→ YOUR OBJECTIVE:
Examine each line of the data. Copy those that contain the string "this".

→ STORED RECORDS:
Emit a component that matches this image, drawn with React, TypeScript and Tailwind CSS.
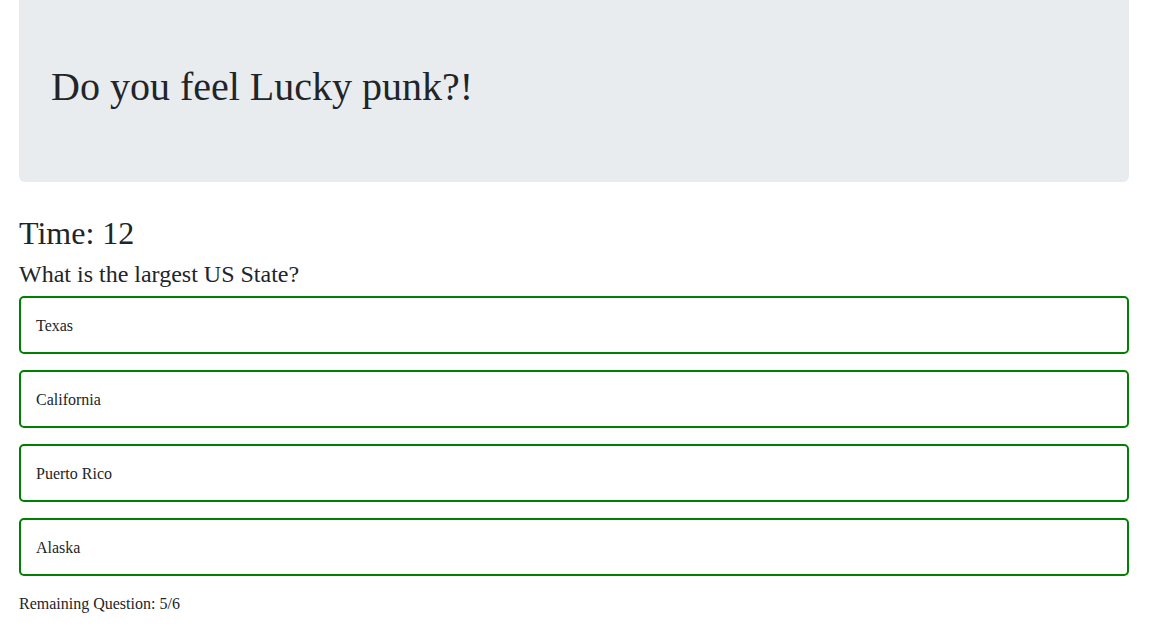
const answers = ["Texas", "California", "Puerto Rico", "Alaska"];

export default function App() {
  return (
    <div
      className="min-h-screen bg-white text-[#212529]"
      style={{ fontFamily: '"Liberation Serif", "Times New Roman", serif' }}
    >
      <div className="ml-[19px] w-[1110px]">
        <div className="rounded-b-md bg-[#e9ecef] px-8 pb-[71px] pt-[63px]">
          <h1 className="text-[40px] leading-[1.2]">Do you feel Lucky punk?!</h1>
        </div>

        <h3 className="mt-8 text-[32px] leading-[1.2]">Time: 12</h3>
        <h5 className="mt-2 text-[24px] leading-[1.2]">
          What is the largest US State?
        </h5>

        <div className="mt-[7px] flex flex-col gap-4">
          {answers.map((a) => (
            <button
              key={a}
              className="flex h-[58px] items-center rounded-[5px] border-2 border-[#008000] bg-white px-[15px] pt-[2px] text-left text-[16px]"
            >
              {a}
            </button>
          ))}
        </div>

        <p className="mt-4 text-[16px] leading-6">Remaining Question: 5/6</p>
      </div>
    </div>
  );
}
...
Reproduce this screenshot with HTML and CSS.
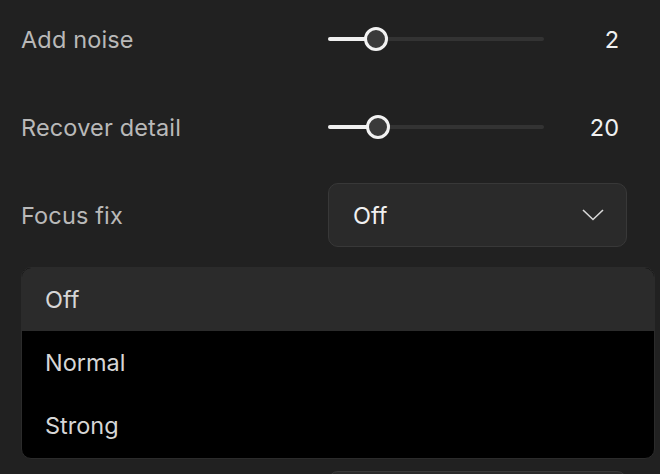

→ IN RESPONSE:
Emit a component that matches this image, drawn with React, TypeScript and Tailwind CSS.
Reproduce this screenshot with HTML and CSS.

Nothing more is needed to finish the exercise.